§ **AVAILABLE DATA**
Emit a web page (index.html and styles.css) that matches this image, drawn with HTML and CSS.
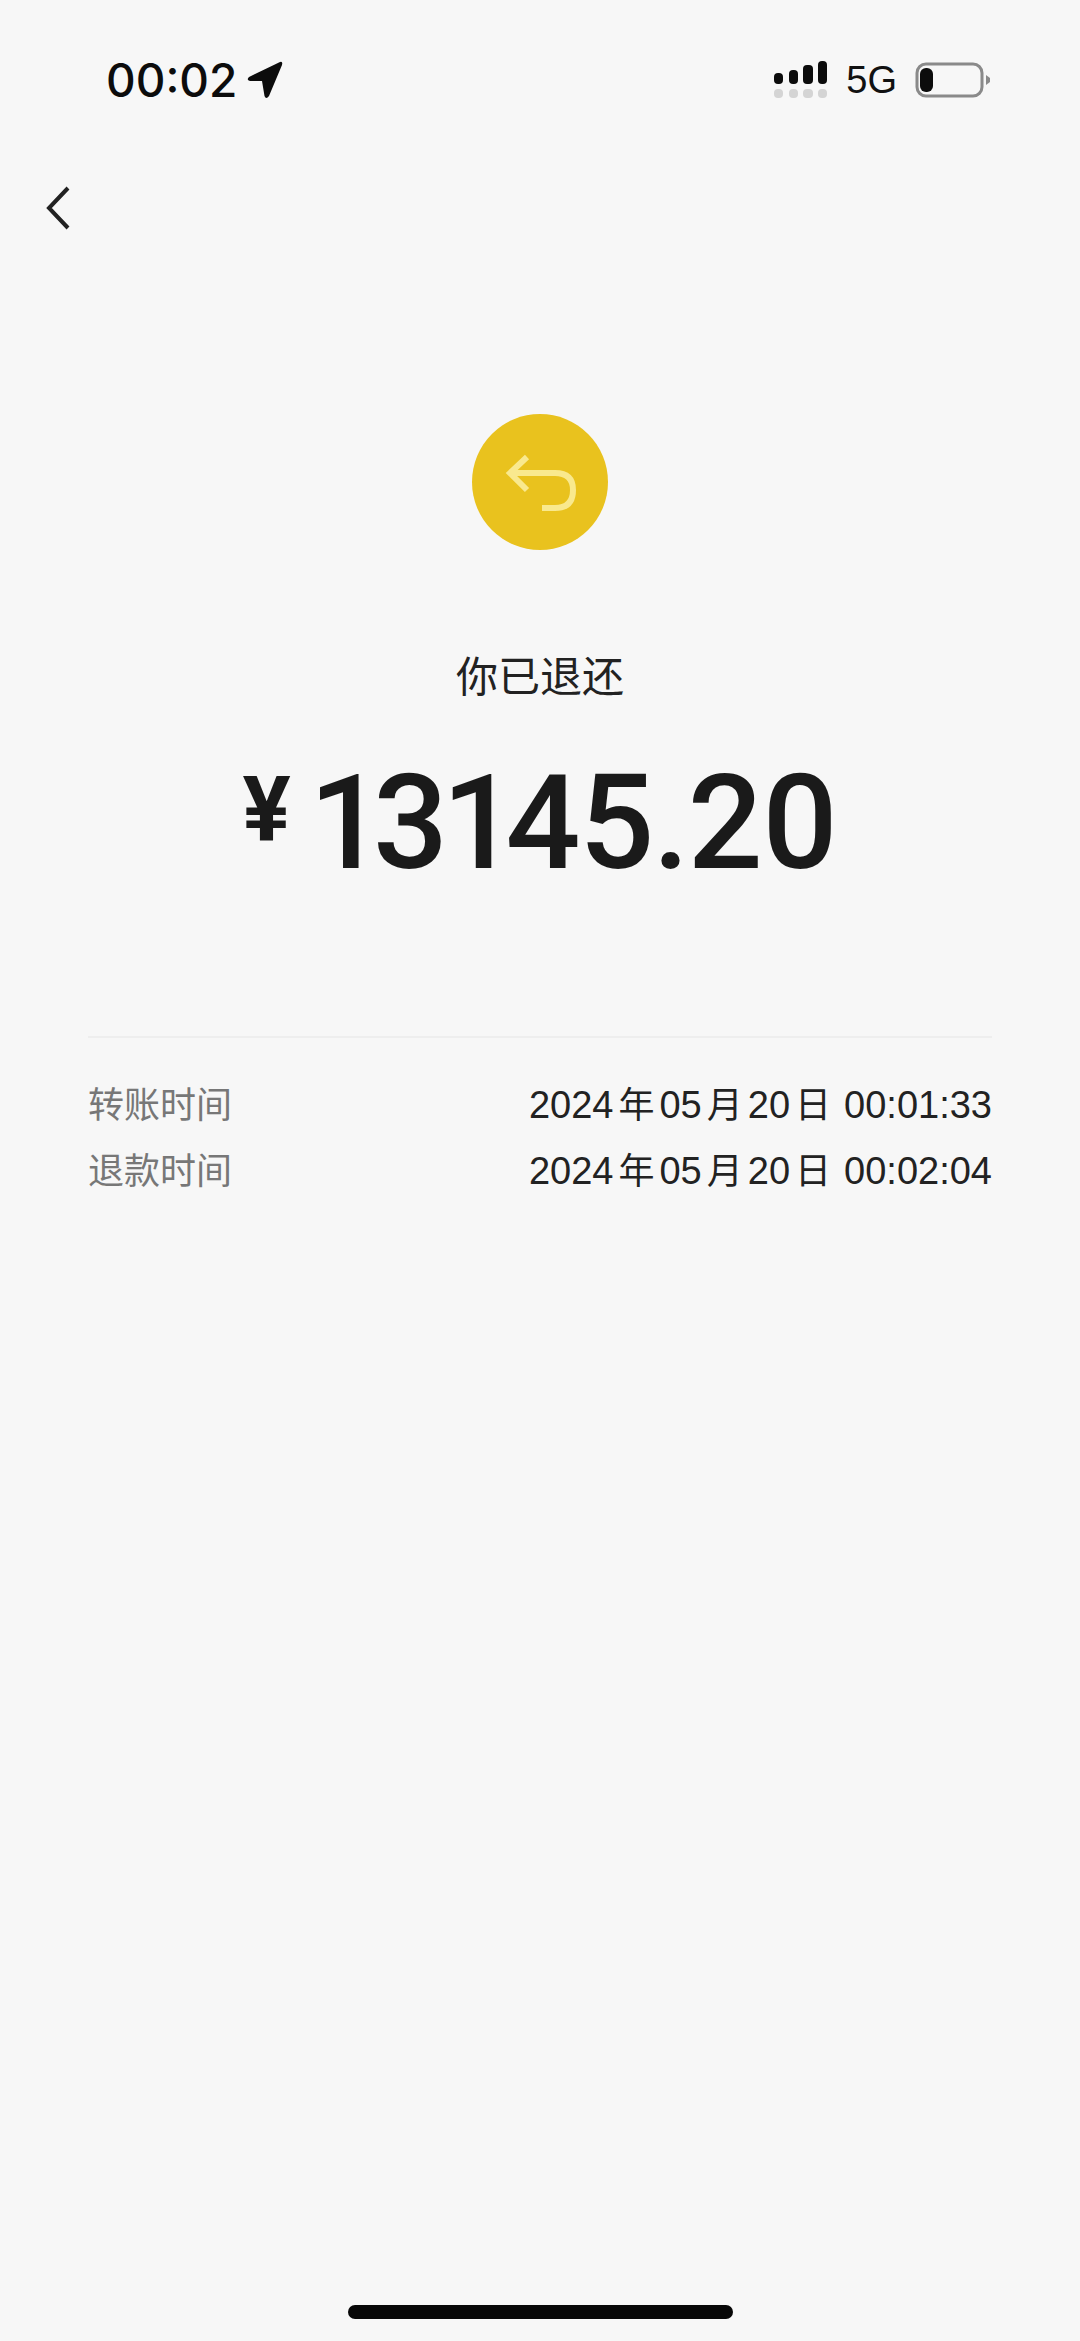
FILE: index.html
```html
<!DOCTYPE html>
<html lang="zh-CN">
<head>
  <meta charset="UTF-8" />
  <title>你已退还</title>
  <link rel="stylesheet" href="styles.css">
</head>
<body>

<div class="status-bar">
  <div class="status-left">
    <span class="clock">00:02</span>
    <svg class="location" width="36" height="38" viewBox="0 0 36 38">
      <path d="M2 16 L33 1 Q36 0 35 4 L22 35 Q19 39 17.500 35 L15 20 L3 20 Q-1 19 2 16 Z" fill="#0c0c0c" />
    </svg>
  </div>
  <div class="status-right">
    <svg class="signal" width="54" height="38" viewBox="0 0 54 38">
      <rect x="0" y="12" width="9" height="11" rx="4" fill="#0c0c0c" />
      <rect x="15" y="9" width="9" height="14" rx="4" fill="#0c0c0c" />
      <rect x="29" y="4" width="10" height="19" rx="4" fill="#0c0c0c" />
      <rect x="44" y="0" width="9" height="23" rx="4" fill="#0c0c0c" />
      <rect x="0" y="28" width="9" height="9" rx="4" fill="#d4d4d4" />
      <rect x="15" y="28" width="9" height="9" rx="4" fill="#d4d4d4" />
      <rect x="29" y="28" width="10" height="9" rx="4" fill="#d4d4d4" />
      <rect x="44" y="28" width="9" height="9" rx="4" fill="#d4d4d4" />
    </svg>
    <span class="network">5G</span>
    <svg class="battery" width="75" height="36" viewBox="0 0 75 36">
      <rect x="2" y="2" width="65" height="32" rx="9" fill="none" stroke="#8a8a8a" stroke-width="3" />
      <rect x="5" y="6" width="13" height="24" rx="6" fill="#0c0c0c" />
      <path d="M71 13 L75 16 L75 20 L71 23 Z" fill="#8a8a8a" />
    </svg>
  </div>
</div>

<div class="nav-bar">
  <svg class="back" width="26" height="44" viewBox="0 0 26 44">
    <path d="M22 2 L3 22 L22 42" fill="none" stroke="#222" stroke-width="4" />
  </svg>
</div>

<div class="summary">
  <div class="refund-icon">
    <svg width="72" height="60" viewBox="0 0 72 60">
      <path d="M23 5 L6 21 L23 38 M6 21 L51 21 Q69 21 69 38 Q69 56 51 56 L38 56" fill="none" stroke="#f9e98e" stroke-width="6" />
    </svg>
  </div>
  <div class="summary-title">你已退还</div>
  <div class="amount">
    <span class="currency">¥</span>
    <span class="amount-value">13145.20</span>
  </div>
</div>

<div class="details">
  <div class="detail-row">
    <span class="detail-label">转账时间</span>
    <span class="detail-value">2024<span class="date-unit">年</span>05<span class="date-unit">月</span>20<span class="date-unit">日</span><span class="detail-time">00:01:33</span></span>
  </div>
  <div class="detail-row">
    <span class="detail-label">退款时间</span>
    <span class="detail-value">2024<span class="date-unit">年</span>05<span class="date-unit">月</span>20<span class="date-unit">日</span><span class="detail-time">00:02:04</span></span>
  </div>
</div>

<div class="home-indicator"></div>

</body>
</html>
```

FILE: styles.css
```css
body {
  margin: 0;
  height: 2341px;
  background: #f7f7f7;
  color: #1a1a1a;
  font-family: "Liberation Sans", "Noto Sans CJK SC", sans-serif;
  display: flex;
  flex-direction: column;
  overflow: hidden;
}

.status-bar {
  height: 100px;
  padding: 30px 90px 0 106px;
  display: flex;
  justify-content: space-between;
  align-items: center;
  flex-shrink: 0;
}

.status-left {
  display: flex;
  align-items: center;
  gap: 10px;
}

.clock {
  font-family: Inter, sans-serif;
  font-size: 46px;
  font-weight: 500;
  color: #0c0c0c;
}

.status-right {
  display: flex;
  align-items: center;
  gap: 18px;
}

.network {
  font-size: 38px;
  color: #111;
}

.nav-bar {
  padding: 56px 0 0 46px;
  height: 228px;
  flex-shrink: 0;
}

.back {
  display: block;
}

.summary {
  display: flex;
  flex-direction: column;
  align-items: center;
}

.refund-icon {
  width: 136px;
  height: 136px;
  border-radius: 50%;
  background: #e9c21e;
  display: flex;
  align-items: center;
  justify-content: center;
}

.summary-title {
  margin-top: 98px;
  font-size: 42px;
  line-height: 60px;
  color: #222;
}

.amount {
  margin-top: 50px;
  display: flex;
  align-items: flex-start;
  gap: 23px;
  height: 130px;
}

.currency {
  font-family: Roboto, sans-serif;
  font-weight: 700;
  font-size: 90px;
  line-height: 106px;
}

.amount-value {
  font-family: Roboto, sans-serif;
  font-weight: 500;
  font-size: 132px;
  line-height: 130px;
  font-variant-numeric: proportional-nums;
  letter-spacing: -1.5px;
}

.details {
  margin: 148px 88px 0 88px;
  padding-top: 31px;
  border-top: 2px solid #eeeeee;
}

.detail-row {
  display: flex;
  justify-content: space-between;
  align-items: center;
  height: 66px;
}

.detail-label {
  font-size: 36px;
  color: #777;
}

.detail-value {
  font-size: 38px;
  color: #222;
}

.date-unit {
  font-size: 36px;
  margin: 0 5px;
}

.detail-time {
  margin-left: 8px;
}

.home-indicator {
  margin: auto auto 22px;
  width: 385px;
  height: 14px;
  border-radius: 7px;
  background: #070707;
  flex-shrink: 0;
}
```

§ **BRIEF**
Transcribe the whole listing, character for character, but not its images.

§ **OUTPUT BELOW**
Emit a web page (index.html and styles.css) that matches this image, drawn with HTML and CSS.
FILE: index.html
```html
<!DOCTYPE html>
<html lang="zh-CN">
<head>
  <meta charset="UTF-8" />
  <title>你已退还</title>
  <link rel="stylesheet" href="styles.css">
</head>
<body>

<div class="status-bar">
  <div class="status-left">
    <span class="clock">00:02</span>
    <svg class="location" width="36" height="38" viewBox="0 0 36 38">
      <path d="M2 16 L33 1 Q36 0 35 4 L22 35 Q19 39 17.500 35 L15 20 L3 20 Q-1 19 2 16 Z" fill="#0c0c0c" />
    </svg>
  </div>
  <div class="status-right">
    <svg class="signal" width="54" height="38" viewBox="0 0 54 38">
      <rect x="0" y="12" width="9" height="11" rx="4" fill="#0c0c0c" />
      <rect x="15" y="9" width="9" height="14" rx="4" fill="#0c0c0c" />
      <rect x="29" y="4" width="10" height="19" rx="4" fill="#0c0c0c" />
      <rect x="44" y="0" width="9" height="23" rx="4" fill="#0c0c0c" />
      <rect x="0" y="28" width="9" height="9" rx="4" fill="#d4d4d4" />
      <rect x="15" y="28" width="9" height="9" rx="4" fill="#d4d4d4" />
      <rect x="29" y="28" width="10" height="9" rx="4" fill="#d4d4d4" />
      <rect x="44" y="28" width="9" height="9" rx="4" fill="#d4d4d4" />
    </svg>
    <span class="network">5G</span>
    <svg class="battery" width="75" height="36" viewBox="0 0 75 36">
      <rect x="2" y="2" width="65" height="32" rx="9" fill="none" stroke="#8a8a8a" stroke-width="3" />
      <rect x="5" y="6" width="13" height="24" rx="6" fill="#0c0c0c" />
      <path d="M71 13 L75 16 L75 20 L71 23 Z" fill="#8a8a8a" />
    </svg>
  </div>
</div>

<div class="nav-bar">
  <svg class="back" width="26" height="44" viewBox="0 0 26 44">
    <path d="M22 2 L3 22 L22 42" fill="none" stroke="#222" stroke-width="4" />
  </svg>
</div>

<div class="summary">
  <div class="refund-icon">
    <svg width="72" height="60" viewBox="0 0 72 60">
      <path d="M23 5 L6 21 L23 38 M6 21 L51 21 Q69 21 69 38 Q69 56 51 56 L38 56" fill="none" stroke="#f9e98e" stroke-width="6" />
    </svg>
  </div>
  <div class="summary-title">你已退还</div>
  <div class="amount">
    <span class="currency">¥</span>
    <span class="amount-value">13145.20</span>
  </div>
</div>

<div class="details">
  <div class="detail-row">
    <span class="detail-label">转账时间</span>
    <span class="detail-value">2024<span class="date-unit">年</span>05<span class="date-unit">月</span>20<span class="date-unit">日</span><span class="detail-time">00:01:33</span></span>
  </div>
  <div class="detail-row">
    <span class="detail-label">退款时间</span>
    <span class="detail-value">2024<span class="date-unit">年</span>05<span class="date-unit">月</span>20<span class="date-unit">日</span><span class="detail-time">00:02:04</span></span>
  </div>
</div>

<div class="home-indicator"></div>

</body>
</html>
```

FILE: styles.css
```css
body {
  margin: 0;
  height: 2341px;
  background: #f7f7f7;
  color: #1a1a1a;
  font-family: "Liberation Sans", "Noto Sans CJK SC", sans-serif;
  display: flex;
  flex-direction: column;
  overflow: hidden;
}

.status-bar {
  height: 100px;
  padding: 30px 90px 0 106px;
  display: flex;
  justify-content: space-between;
  align-items: center;
  flex-shrink: 0;
}

.status-left {
  display: flex;
  align-items: center;
  gap: 10px;
}

.clock {
  font-family: Inter, sans-serif;
  font-size: 46px;
  font-weight: 500;
  color: #0c0c0c;
}

.status-right {
  display: flex;
  align-items: center;
  gap: 18px;
}

.network {
  font-size: 38px;
  color: #111;
}

.nav-bar {
  padding: 56px 0 0 46px;
  height: 228px;
  flex-shrink: 0;
}

.back {
  display: block;
}

.summary {
  display: flex;
  flex-direction: column;
  align-items: center;
}

.refund-icon {
  width: 136px;
  height: 136px;
  border-radius: 50%;
  background: #e9c21e;
  display: flex;
  align-items: center;
  justify-content: center;
}

.summary-title {
  margin-top: 98px;
  font-size: 42px;
  line-height: 60px;
  color: #222;
}

.amount {
  margin-top: 50px;
  display: flex;
  align-items: flex-start;
  gap: 23px;
  height: 130px;
}

.currency {
  font-family: Roboto, sans-serif;
  font-weight: 700;
  font-size: 90px;
  line-height: 106px;
}

.amount-value {
  font-family: Roboto, sans-serif;
  font-weight: 500;
  font-size: 132px;
  line-height: 130px;
  font-variant-numeric: proportional-nums;
  letter-spacing: -1.5px;
}

.details {
  margin: 148px 88px 0 88px;
  padding-top: 31px;
  border-top: 2px solid #eeeeee;
}

.detail-row {
  display: flex;
  justify-content: space-between;
  align-items: center;
  height: 66px;
}

.detail-label {
  font-size: 36px;
  color: #777;
}

.detail-value {
  font-size: 38px;
  color: #222;
}

.date-unit {
  font-size: 36px;
  margin: 0 5px;
}

.detail-time {
  margin-left: 8px;
}

.home-indicator {
  margin: auto auto 22px;
  width: 385px;
  height: 14px;
  border-radius: 7px;
  background: #070707;
  flex-shrink: 0;
}
```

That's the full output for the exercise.